Analysis of Ising model using neural networks

Abstract

This work attempts to study the simplest classical model systems that describe the physics of phase transitions- nearest neighbour Ising models using neural networks which are often associated with artificial intelligence. There are two distinct parts to this- one, extracting useful physical information like order parameters from thermalized samples and two, finding more efficient ways of obtaining the thermalized samples in the first place. Existing works already show that feeding thermalized samples to a trained neural network to identify any points in the phase space (like temperature) associated with drastic changes like phase transition without identifying order parameters. We note that the outputs of these networks in the phase space describe a certain order parameter that's similar yet different from a standard order parameter like magnetization. We study the sensitivity of neural networks to changes along the phase space of Edwards Anderson (EA) model with a stochastic Hamiltonian.
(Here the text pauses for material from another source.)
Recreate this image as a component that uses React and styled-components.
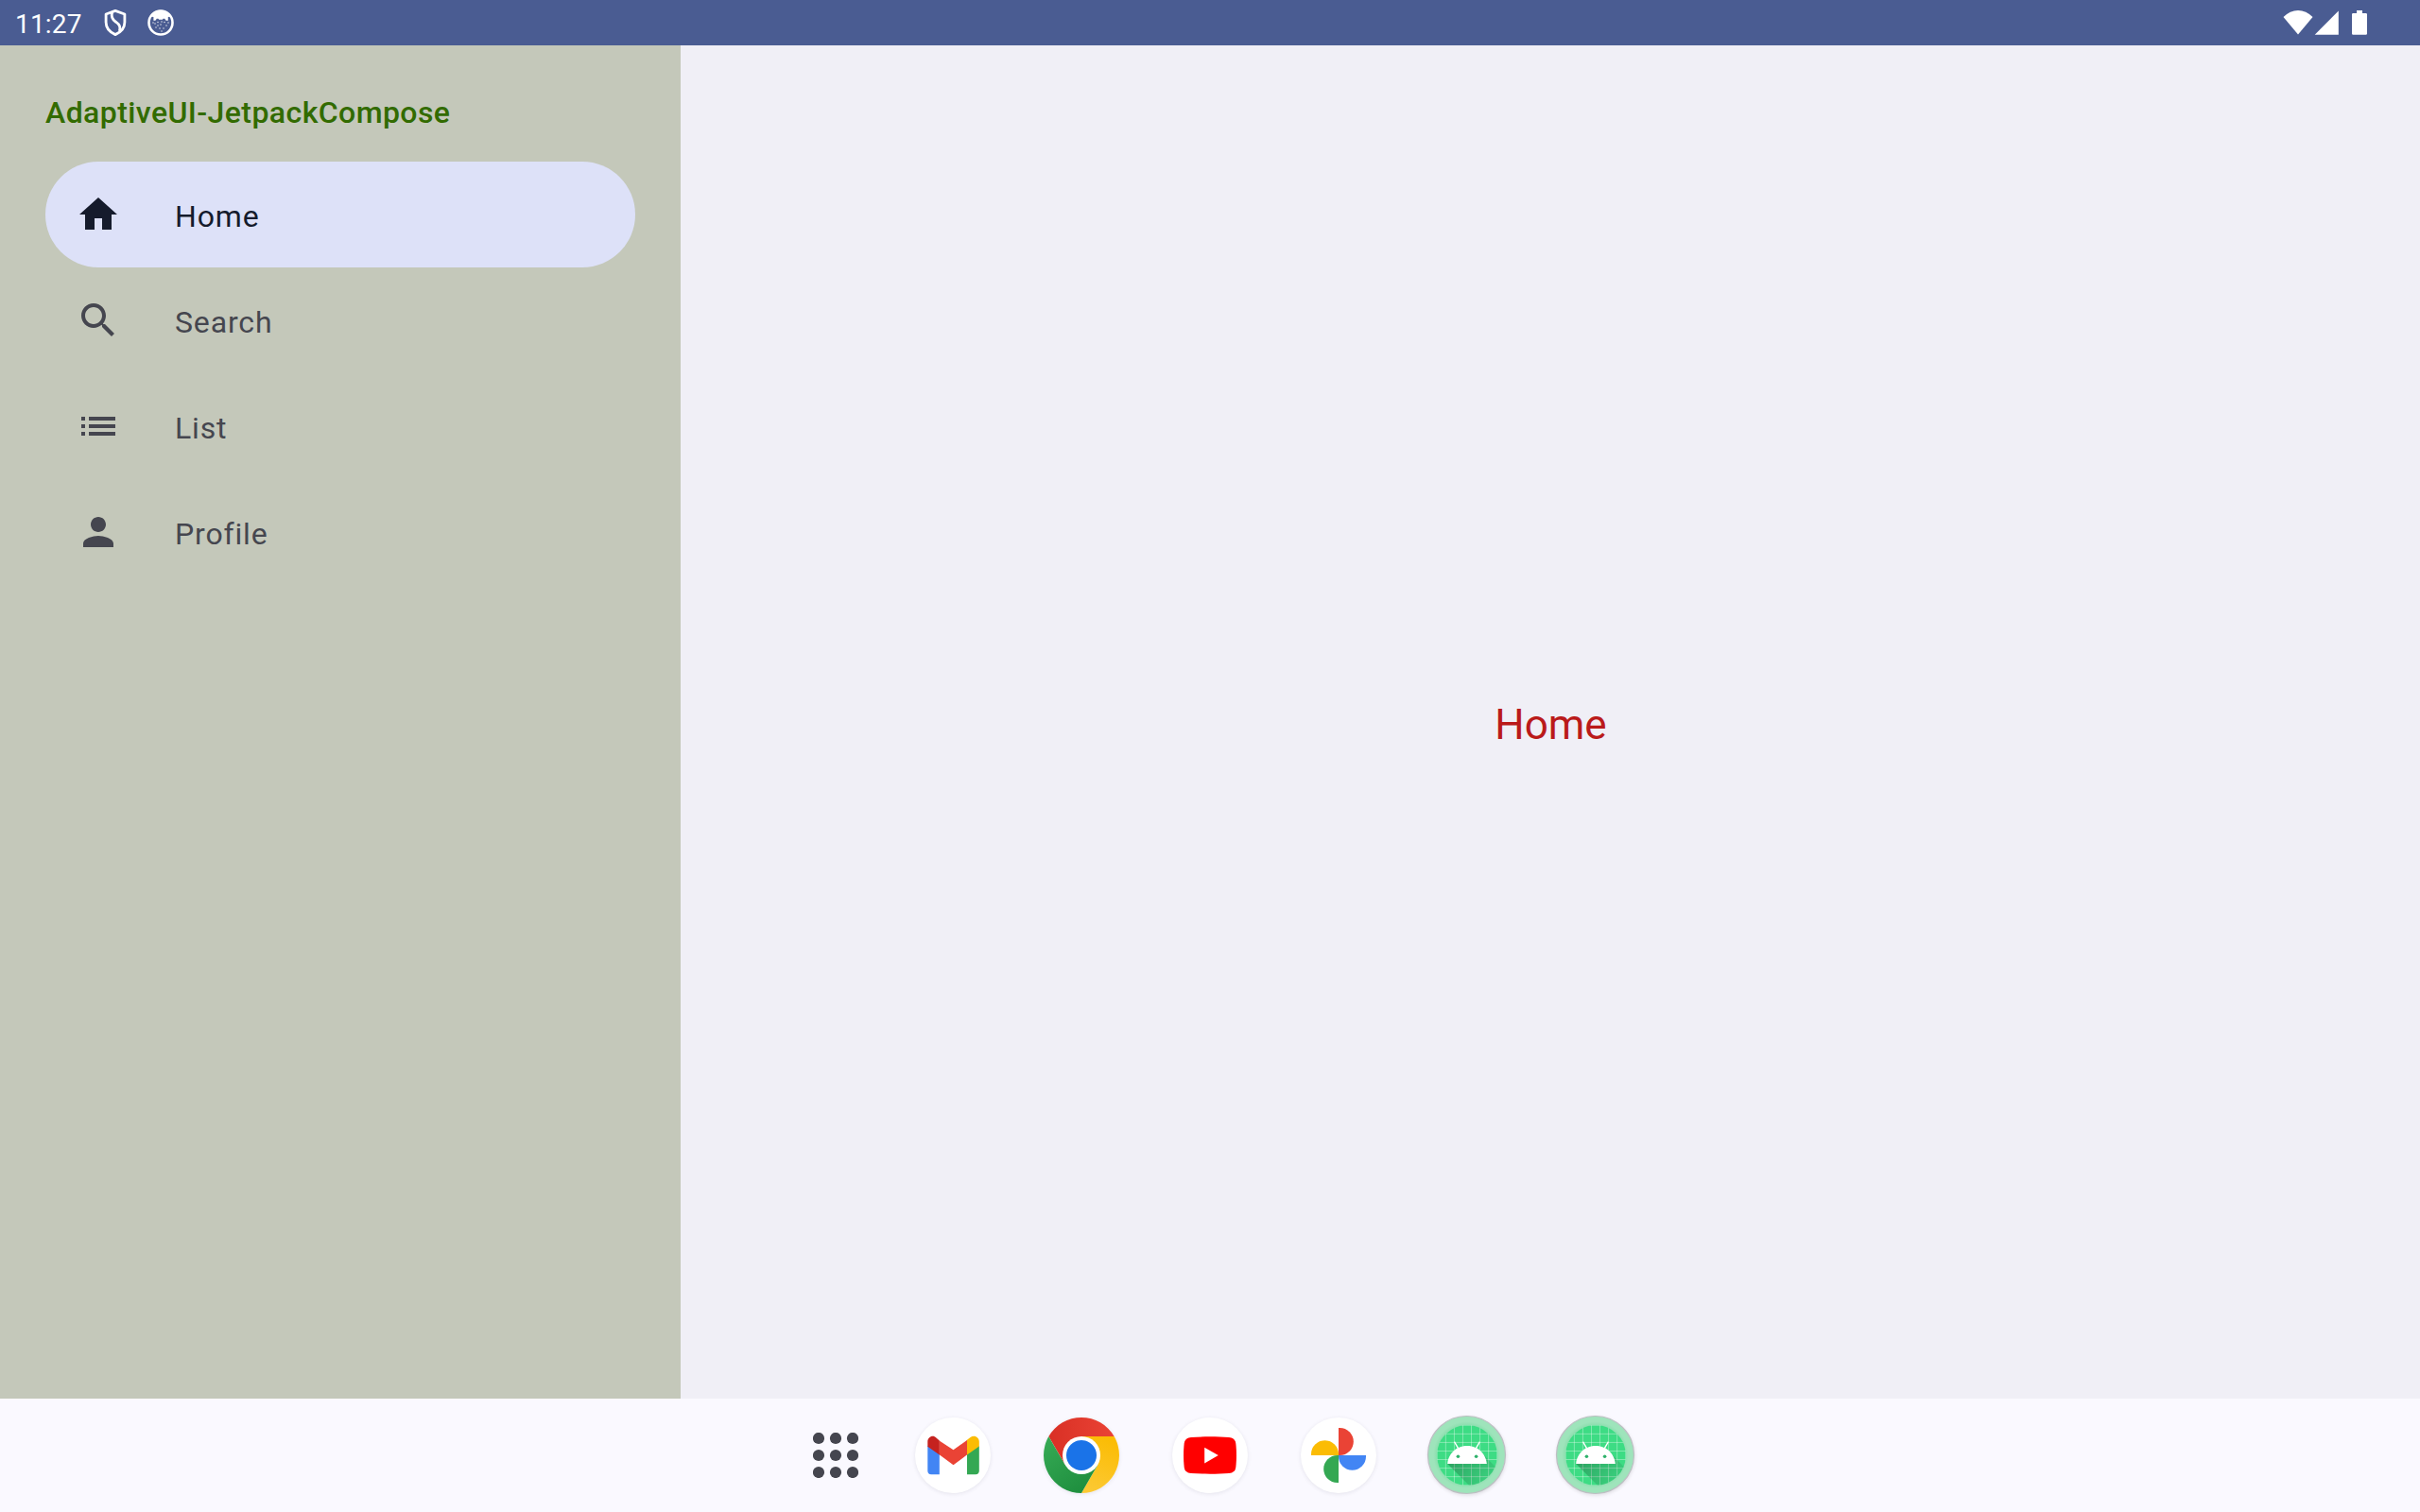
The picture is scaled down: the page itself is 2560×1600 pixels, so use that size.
import React from "react";
import styled, { createGlobalStyle } from "styled-components";

const GlobalStyle = createGlobalStyle`
  * { box-sizing: border-box; }
  body {
    margin: 0;
    font-family: Roboto, "Noto Sans", sans-serif;
    overflow: hidden;
  }
  svg { display: block; flex: none; }
`;

const Screen = styled.div`
  width: 2560px;
  height: 1600px;
  display: flex;
  flex-direction: column;
  background: #f0eff6;
`;

const StatusBar = styled.header`
  height: 48px;
  flex: none;
  display: flex;
  align-items: center;
  justify-content: space-between;
  padding: 0 56px 0 16px;
  background: #4a5c92;
  color: #fff;
`;

const StatusGroup = styled.div`
  display: flex;
  align-items: center;
`;

const Clock = styled.span`
  width: 94px;
  padding-top: 3px;
  font-size: 28px;
  line-height: 45px;
  letter-spacing: 0.2px;
`;

const Notifications = styled.div`
  display: flex;
  gap: 22px;
`;

const Body = styled.div`
  flex: 1;
  display: flex;
  min-height: 0;
`;

const Drawer = styled.nav`
  width: 720px;
  padding: 47px 48px;
  background: #c4c8ba;
`;

const DrawerTitle = styled.h1`
  margin: 0;
  padding: 0 0 28px;
  font-size: 32px;
  line-height: 48px;
  font-weight: 500;
  letter-spacing: 0.42px;
  color: #326b00;
`;

const DrawerItem = styled.div`
  height: 112px;
  display: flex;
  align-items: center;
  gap: 57px;
  padding: 0 32px;
  border-radius: 56px;
  background: ${(p) => (p.$active ? "#dde1f8" : "transparent")};
  color: ${(p) => (p.$active ? "#151b2c" : "#45464f")};
`;

const ItemLabel = styled.span`
  padding-top: 4px;
  font-size: 32px;
  line-height: 48px;
  letter-spacing: 0.85px;
`;

const Content = styled.main`
  flex: 1;
  display: flex;
  align-items: center;
  justify-content: center;
`;

const ContentText = styled.p`
  margin: 0;
  padding: 5px 0 0 1px;
  font-size: 44px;
  line-height: 56px;
  color: #ba1a1a;
`;

const Dock = styled.footer`
  height: 120px;
  flex: none;
  display: flex;
  align-items: center;
  gap: 56px;
  padding-left: 860px;
  background: #faf9ff;
`;

const AppsButton = styled.div`
  width: 52px;
  display: flex;
`;

const AppIcon = styled.div`
  width: 80px;
  height: 80px;
  display: flex;
  align-items: center;
  justify-content: center;
  border-radius: 50%;
  background: ${(p) => (p.$bare ? "transparent" : "#fff")};
  box-shadow: ${(p) => (p.$bare ? "0 1px 4px 1px rgba(0, 0, 0, 0.14)" : "0 1px 4px rgba(40, 40, 70, 0.1)")};
`;

const itemPaths = {
  Home: "M10 20v-6h4v6h5v-8h3L12 3 2 12h3v8z",
  Search:
    "M15.5 14h-.79l-.28-.27C15.41 12.59 16 11.11 16 9.5 16 5.91 13.09 3 9.5 3S3 5.91 3 9.5 5.91 16 9.5 16c1.61 0 3.09-.59 4.23-1.57l.27.28v.79l5 4.99L20.49 19l-4.99-5zm-6 0C7.01 14 5 11.99 5 9.5S7.01 5 9.5 5 14 7.01 14 9.5 11.99 14 9.5 14z",
  List: "M3 13h2v-2H3v2zm0 4h2v-2H3v2zm0-8h2V7H3v2zm4 4h14v-2H7v2zm0 4h14v-2H7v2zM7 7v2h14V7H7z",
  Profile:
    "M12 12c2.21 0 4-1.79 4-4s-1.79-4-4-4-4 1.79-4 4 1.79 4 4 4zm0 2c-2.67 0-8 1.34-8 4v2h16v-2c0-2.66-5.33-4-8-4z",
};

function ShieldIcon() {
  return (
    <svg width="24" height="30" viewBox="0 0 24 30" fill="none" stroke="#fff" strokeWidth="2.8" strokeLinejoin="round">
      <path d="M12 2.4 L21.9 6 V14.5 C21.9 20.5 18 25 12 27.6 C6 25 2.1 20.5 2.1 14.5 V6 Z" />
      <path d="M8.6 4.2 C7.2 9.2 9 12 12.5 14.2 C16.6 17 18.2 19.6 16.3 24" />
    </svg>
  );
}

const specks = [
  [8, 16], [11, 14.5], [14, 17], [18, 14.5], [20, 18], [9, 20], [13, 21], [17, 21], [15, 24], [6, 15], [22, 15], [11, 18], [15, 14],
];

function CatIcon() {
  return (
    <svg width="28" height="30" viewBox="0 0 28 30">
      <circle cx="14" cy="15" r="12.5" fill="none" stroke="#fff" strokeWidth="2.6" />
      <path
        d="M3.2 8.6 C6 3.4 10 1.8 14 1.8 C18 1.8 22 3.4 24.8 8.6 L21.8 9 V12.8 H19.6 L18.2 10.8 H16.6 L15.8 11.7 H12.2 L11.4 10.8 H9.8 L8.4 12.8 H6.4 V9 Z"
        fill="#fff"
      />
      {specks.map(([x, y]) => (
        <circle key={`${x}-${y}`} cx={x} cy={y} r="0.68" fill="#fff" fillOpacity="0.9" />
      ))}
    </svg>
  );
}

function SystemIcons() {
  return (
    <svg width="89" height="48" viewBox="2415 0 89 48" fill="#fff">
      <path d="M2431 36.6 L2415.5 18 C2424.5 8.8 2437.5 8.8 2446.5 18 Z" />
      <path d="M2448.7 36.7 L2473.8 11.6 V36.7 Z" />
      <path d="M2493 11 h6 v3 h3.7 a1.3 1.3 0 0 1 1.3 1.3 v20.1 a1.3 1.3 0 0 1 -1.3 1.3 h-13.4 a1.3 1.3 0 0 1 -1.3 -1.3 v-20.1 a1.3 1.3 0 0 1 1.3 -1.3 h3.7 z" />
    </svg>
  );
}

function AppsIcon() {
  const steps = [6, 24, 42];
  return (
    <svg width="48" height="48" fill="#45464f">
      {steps.flatMap((y) => steps.map((x) => <circle key={`${x}-${y}`} cx={x} cy={y} r="6.1" />))}
    </svg>
  );
}

function GmailIcon() {
  return (
    <svg width="80" height="80" viewBox="-40 -40 80 80">
      <path d="M-26.7 -10 V16.5 A3.8 3.8 0 0 0 -22.9 20.2 H-14.2 V-2 Z" fill="#4285f4" />
      <path d="M27.8 -10 V16.5 A3.8 3.8 0 0 1 24 20.2 H15 V-2 Z" fill="#34a853" />
      <path d="M-14.4 -15.5 L0.5 -5.7 L15.2 -16.2 V-0.7 L0.5 10.3 L-14.4 -0.7 Z" fill="#ea4335" />
      <path d="M15 -16.2 L18.5 -19 C22.5 -22.2 27.8 -19.3 27.8 -14.5 V-9.6 L15 -0.5 Z" fill="#fbbc04" />
      <path d="M-14.2 -15.4 L-17.6 -18.6 C-21.2 -22.3 -26.7 -19.3 -26.7 -14.5 V-9.3 L-14.2 -0.5 Z" fill="#c5221f" />
    </svg>
  );
}

function ChromeIcon() {
  return (
    <svg width="80" height="80" viewBox="-40 -40 80 80">
      <defs>
        <linearGradient id="chromeRed" x1="0" x2="1">
          <stop offset="0" stopColor="#d93025" />
          <stop offset="1" stopColor="#ea4335" />
        </linearGradient>
        <linearGradient id="chromeYellow" x1="0.3" y1="1" x2="0.6" y2="0">
          <stop offset="0" stopColor="#fcc934" />
          <stop offset="1" stopColor="#fbbc04" />
        </linearGradient>
        <linearGradient id="chromeGreen" x1="0.7" y1="1" x2="0.1" y2="0.1">
          <stop offset="0" stopColor="#1e8e3e" />
          <stop offset="1" stopColor="#34a853" />
        </linearGradient>
      </defs>
      <path d="M-34.64 -20 A40 40 0 0 1 34.64 -20 H0 L-17.32 10 Z" fill="url(#chromeRed)" />
      <path d="M34.64 -20 A40 40 0 0 1 0 40 L17.32 10 L0 -20 Z" fill="url(#chromeYellow)" />
      <path d="M0 40 A40 40 0 0 1 -34.64 -20 L-17.32 10 L17.32 10 Z" fill="url(#chromeGreen)" />
      <circle r="20" fill="#fff" />
      <circle r="16" fill="#1a73e8" />
    </svg>
  );
}

function YouTubeIcon() {
  return (
    <svg width="80" height="80" viewBox="-40 -40 80 80">
      <path d="M-20 -19 C-8 -19.9 8 -19.9 20 -19 C24.5 -18.6 26.8 -16.5 27.3 -12.5 C28.2 -5 28.2 5 27.3 12.5 C26.8 16.5 24.5 18.6 20 19 C8 19.9 -8 19.9 -20 19 C-24.5 18.6 -26.8 16.5 -27.3 12.5 C-28.2 5 -28.2 -5 -27.3 -12.5 C-26.8 -16.5 -24.5 -18.6 -20 -19Z" fill="#f00" />
      <path d="M-5.8 -8.3 L8.8 0.1 L-5.8 8.5 Z" fill="#fff" />
    </svg>
  );
}

const petals = [
  ["#ea4335", 0],
  ["#4285f4", 90],
  ["#34a853", 180],
  ["#fbbc04", 270],
];

function PhotosIcon() {
  return (
    <svg width="80" height="80" viewBox="-40 -40 80 80">
      {petals.map(([color, angle]) => (
        <path key={angle} transform={`rotate(${angle})`} fill={color} d="M0 -29 H1.3 A14.5 14.5 0 0 1 1.3 0 H0 Z" />
      ))}
    </svg>
  );
}

function AndroidIcon({ id }) {
  const lines = [19, 29, 39, 49, 59, 69, 79, 89];
  return (
    <svg width="86" height="86" viewBox="-43 -43 86 86">
      <defs>
        <clipPath id={`${id}-clip`}>
          <circle cx="54" cy="54" r="35.3" />
        </clipPath>
        <linearGradient id={`${id}-shade`} gradientUnits="userSpaceOnUse" x1="42.9492" y1="49.59793" x2="85.84757" y2="92.4963">
          <stop offset="0" stopColor="#000" stopOpacity="0.267" />
          <stop offset="1" stopColor="#000" stopOpacity="0" />
        </linearGradient>
        <radialGradient id={`${id}-halo`}>
          <stop offset="0.78" stopColor="#8fdfb0" />
          <stop offset="0.86" stopColor="#9ee4bb" />
        </radialGradient>
      </defs>
      <circle cx="-0.5" cy="-0.5" r="41" fill={`url(#${id}-halo)`} stroke="#bdbfc3" strokeWidth="1.2" />
      <g transform="scale(0.906) translate(-54 -54)" clipPath={`url(#${id}-clip)`}>
        <rect width="108" height="108" fill="#3ddc84" />
        {lines.map((n) => (
          <path key={n} d={`M${n} 0V108M0 ${n}H108`} stroke="#fff" strokeOpacity="0.42" strokeWidth="0.95" />
        ))}
        <path fill={`url(#${id}-shade)`} d="M31 63.928c0 0 6.4-11 12.1-13.1 7.2-2.6 26-1.4 26-1.4l38.1 38.1L107 108.928l-32-1L31 63.928z" />
        <path
          fill="#fff"
          d="M65.3 45.828l3.8-6.6c.2-.4.1-.9-.3-1.1-.4-.2-.9-.1-1.1.3l-3.9 6.7c-6.3-2.8-13.4-2.8-19.7 0l-3.9-6.7c-.2-.4-.7-.5-1.1-.3-.4.2-.5.7-.3 1.1l3.8 6.6C36.2 49.428 31.7 56.028 31 63.928h46C76.3 56.028 71.8 49.428 65.3 45.828z"
        />
        <circle cx="43.4" cy="55.4" r="2" fill="#30b26c" />
        <circle cx="64.6" cy="55.4" r="2" fill="#30b26c" />
      </g>
    </svg>
  );
}

export default function App() {
  return (
    <Screen>
      <GlobalStyle />
      <StatusBar>
        <StatusGroup>
          <Clock>11:27</Clock>
          <Notifications>
            <ShieldIcon />
            <CatIcon />
          </Notifications>
        </StatusGroup>
        <SystemIcons />
      </StatusBar>
      <Body>
        <Drawer>
          <DrawerTitle>AdaptiveUI-JetpackCompose</DrawerTitle>
          {Object.entries(itemPaths).map(([name, d]) => (
            <DrawerItem key={name} $active={name === "Home"}>
              <svg width="48" height="48" viewBox="0 0 24 24" fill="currentColor">
                <path d={d} />
              </svg>
              <ItemLabel>{name}</ItemLabel>
            </DrawerItem>
          ))}
        </Drawer>
        <Content>
          <ContentText>Home</ContentText>
        </Content>
      </Body>
      <Dock>
        <AppsButton>
          <AppsIcon />
        </AppsButton>
        <AppIcon><GmailIcon /></AppIcon>
        <AppIcon><ChromeIcon /></AppIcon>
        <AppIcon><YouTubeIcon /></AppIcon>
        <AppIcon><PhotosIcon /></AppIcon>
        <AppIcon $bare><AndroidIcon id="droid-a" /></AppIcon>
        <AppIcon $bare><AndroidIcon id="droid-b" /></AppIcon>
      </Dock>
    </Screen>
  );
}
Traditionally, Markov Chain Monte Carlo (MCMC) methods are used to sample the thermalised spin lattices like Ising. A recent work proposed an alternative- using autoregressive neural neural networks that produces unchained, uncorrelated samples of thermalized spin lattices along with log-probabilities for every sample. However, their network was computationally expensive to implement on large lattices. We build on this to optimize the network design for speed by using insights from the underlying Boltzmann distribution for Ising models. We then obtain a method that can sample lattices with time complexity atmost linear to the number of spins in the lattice, making it a truly viable alternative to MCMC as a sampling procedure.